Will you write out the data exactly, excluding every picture?

* * * *

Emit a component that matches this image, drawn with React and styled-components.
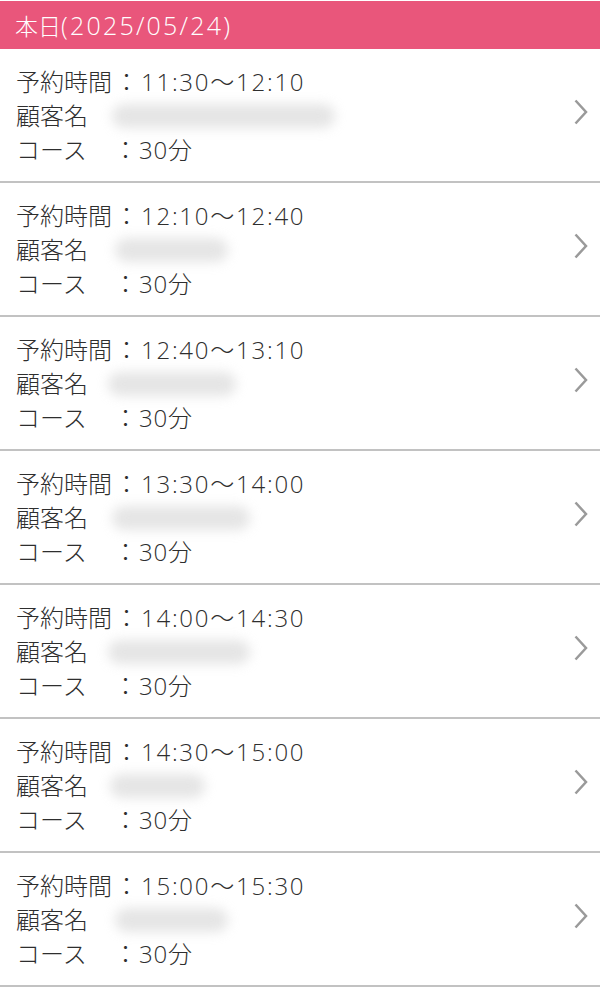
import React from "react";
import styled, { createGlobalStyle } from "styled-components";

const Global = createGlobalStyle`
  body {
    margin: 0;
    background: #fff;
    font-family: "Open Sans", "Noto Sans CJK JP", sans-serif;
    font-weight: 300;
    color: #2e2e2e;
  }
`;

const Page = styled.div`
  width: 600px;
  display: flex;
  flex-direction: column;`
const Header = styled.header`
  height: 48px;
  margin-top: 1px;
  background-color: #e9567b;
  color: #fff;
  font-size: 23px;
  display: flex;
  align-items: center;
  padding-left: 15px;`
const Num = styled.span`
  font-size: ${(p) => p.size || 24}px;
  letter-spacing: ${(p) => p.spacing ?? 1.75}px;`
const Row = styled.div`
  display: flex;
  align-items: center;
  justify-content: space-between;
  padding: 16px 12px 14px 16px;
  border-bottom: 2px solid #c2c2c2;`
const Info = styled.div`
  display: flex;
  flex-direction: column;
  font-size: 24px;
  line-height: 34px;`
const Line = styled.div`
  display: flex;
  align-items: center;
  white-space: pre;`
const Label = styled.span`
  width: 96px;`
const Colon = styled.span`
  width: ${(p) => p.w || 29}px;
  text-align: center;`
const Blur = styled.span`
  display: inline-block;
  margin-left: ${(p) => p.offset}px;
  width: ${(p) => p.w}px;
  height: 24px;
  border-radius: 12px;
  background: #d4d4d4;
  filter: blur(6px);
  opacity: 0.6;`
const Chevron = styled.svg`
  width: 14px;
  height: 26px;
  margin-bottom: 8px;
  flex-shrink: 0;`

const items = [
  { time: "11:30〜12:10", start: 112, end: 335 },
  { time: "12:10〜12:40", start: 115, end: 228 },
  { time: "12:40〜13:10", start: 108, end: 236 },
  { time: "13:30〜14:00", start: 112, end: 250 },
  { time: "14:00〜14:30", start: 108, end: 250 },
  { time: "14:30〜15:00", start: 110, end: 205 },
  { time: "15:00〜15:30", start: 115, end: 228 },
];

const App = () => {
  return (
    <Page>
      <Global />
      <Header>
        本日<Num size={25} spacing={2.2}>(2025/05/24)</Num>
      </Header>
      {items.map((it) => (
        <Row key={it.time}>
          <Info>
            <Line>
              <Label>予約時間</Label>
              <Colon>：</Colon>
              <Num>{it.time}</Num>
            </Line>
            <Line>
              <Label>顧客名</Label>
              <Blur offset={it.start - 112} w={it.end - it.start} />
            </Line>
            <Line>
              <Label>コース</Label>
              <Colon w={27}>：</Colon>
              <Num spacing={0.8}>30</Num>分
            </Line>
          </Info>
          <Chevron viewBox="0 0 14 26">
            <path d="M1.5 1.5 L12 13 L1.5 24.5" fill="none" stroke="#9a9a9a" strokeWidth="2.5" />
          </Chevron>
        </Row>
      ))}
    </Page>
  );
};

export default App;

* * * *

Output below:
Emit a component that matches this image, drawn with React and styled-components.
import React from "react";
import styled, { createGlobalStyle } from "styled-components";

const Global = createGlobalStyle`
  body {
    margin: 0;
    background: #fff;
    font-family: "Open Sans", "Noto Sans CJK JP", sans-serif;
    font-weight: 300;
    color: #2e2e2e;
  }
`;

const Page = styled.div`
  width: 600px;
  display: flex;
  flex-direction: column;`
const Header = styled.header`
  height: 48px;
  margin-top: 1px;
  background-color: #e9567b;
  color: #fff;
  font-size: 23px;
  display: flex;
  align-items: center;
  padding-left: 15px;`
const Num = styled.span`
  font-size: ${(p) => p.size || 24}px;
  letter-spacing: ${(p) => p.spacing ?? 1.75}px;`
const Row = styled.div`
  display: flex;
  align-items: center;
  justify-content: space-between;
  padding: 16px 12px 14px 16px;
  border-bottom: 2px solid #c2c2c2;`
const Info = styled.div`
  display: flex;
  flex-direction: column;
  font-size: 24px;
  line-height: 34px;`
const Line = styled.div`
  display: flex;
  align-items: center;
  white-space: pre;`
const Label = styled.span`
  width: 96px;`
const Colon = styled.span`
  width: ${(p) => p.w || 29}px;
  text-align: center;`
const Blur = styled.span`
  display: inline-block;
  margin-left: ${(p) => p.offset}px;
  width: ${(p) => p.w}px;
  height: 24px;
  border-radius: 12px;
  background: #d4d4d4;
  filter: blur(6px);
  opacity: 0.6;`
const Chevron = styled.svg`
  width: 14px;
  height: 26px;
  margin-bottom: 8px;
  flex-shrink: 0;`

const items = [
  { time: "11:30〜12:10", start: 112, end: 335 },
  { time: "12:10〜12:40", start: 115, end: 228 },
  { time: "12:40〜13:10", start: 108, end: 236 },
  { time: "13:30〜14:00", start: 112, end: 250 },
  { time: "14:00〜14:30", start: 108, end: 250 },
  { time: "14:30〜15:00", start: 110, end: 205 },
  { time: "15:00〜15:30", start: 115, end: 228 },
];

const App = () => {
  return (
    <Page>
      <Global />
      <Header>
        本日<Num size={25} spacing={2.2}>(2025/05/24)</Num>
      </Header>
      {items.map((it) => (
        <Row key={it.time}>
          <Info>
            <Line>
              <Label>予約時間</Label>
              <Colon>：</Colon>
              <Num>{it.time}</Num>
            </Line>
            <Line>
              <Label>顧客名</Label>
              <Blur offset={it.start - 112} w={it.end - it.start} />
            </Line>
            <Line>
              <Label>コース</Label>
              <Colon w={27}>：</Colon>
              <Num spacing={0.8}>30</Num>分
            </Line>
          </Info>
          <Chevron viewBox="0 0 14 26">
            <path d="M1.5 1.5 L12 13 L1.5 24.5" fill="none" stroke="#9a9a9a" strokeWidth="2.5" />
          </Chevron>
        </Row>
      ))}
    </Page>
  );
};

export default App;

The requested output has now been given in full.